La famille coréenne et la place de la femme

La famille coréenne et la place de la femme
Troisième partie 

famille et mariage en Corée

L’étude que nous venons de faire du confucianisme a montré à quel point son influence avait été importante en Corée, il a d’ailleurs énormément contribué à donner à la société coréenne la forme qu’elle a aujourd’hui.

Du fait de la grande influence du confucianisme sur la société coréenne, la cellule familiale est devenue (si elle ne l’était pas déjà) l’unité centrale de la société, de ce fait, si la famille n’est pas harmonieuse, la société ne peut pas l’être.

On peut donc dire qu’étudier un rite de passage intimement lié à la famille comme le mariage est une bonne approche de la société coréenne dans son ensemble.

Nous pouvons noter en outre que la famille n’est pas une notion aussi simple et univoque que l’on pourrait le penser. Certes, l’existence des groupements familiaux semble universelle quels que soient les lieux ou époques observés, mais sous des formes quasiment aussi variées et nombreuses qu’il existe de sociétés différentes.

Comment cela se fait-il ? Cette diversité des formes ne peut s’expliquer que par le fait que la famille n’est pas une entité naturelle mais une construction sociale.

Il semblerait en outre, comme l’entend Françoise Zonabend, qu’elles jouent un rôle « plus ou moins fondamental dans l’organisation des lois orales ou écrites qui gouvernent, ou ont gouverné, les sociétés en question. »

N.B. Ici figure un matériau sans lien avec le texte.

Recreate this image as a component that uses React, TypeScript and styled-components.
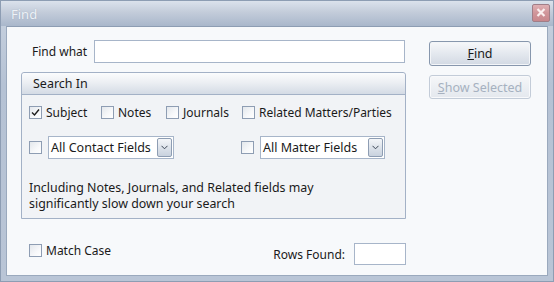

En d’autres termes, il n’y a pas de société sans famille (quelle qu’en soit la forme) mais il n’y a pas non plus de famille sans société,

Dans son introduction à l’Histoire de la famille, Françoise Zonabend explique qu’au sein de la famille, il existe de nombreuses règles qui sont intégrées très vite par ses différents membres.

Les termes d’adresse et de référence constituent l’un des éléments qui permet d’asseoir ces règles. Ceux-ci permettent aussi de définir les liens de parenté, les « liens du sang ».

Ainsi, on peut avancer, en reprenant la citation de Fox (1967, p. 34) utilisée par Françoise Zonabend, « qu’un parent consanguin est un individu défini comme tel dans la société envisagée et [que] les liens du « sang » au sens génétique peuvent n’entrer en rien dans la définition, bien que dans la plupart des sociétés ces deux types de liens tendent à se confondre ».

Ceci tend bien à prouver que la famille est construction sociale et est donc intéressante à d’étudier, car cela peut donner un point de vue intéressant sur la société considérée.

Lorsque les familles françaises et coréennes accueillent un enfant, elles lui donnent un patronyme, le nom de leur père ou, le cas échéant, celui du père de leur mère.

Ce patronyme permet de les identifier, ils entrent alors dans un groupe d’appartenance dont ils ne sortiront jamais : leur famille. Ainsi, en plus de structurer plus ou moins la société, la famille permet à l’individu de définir son identité sociale.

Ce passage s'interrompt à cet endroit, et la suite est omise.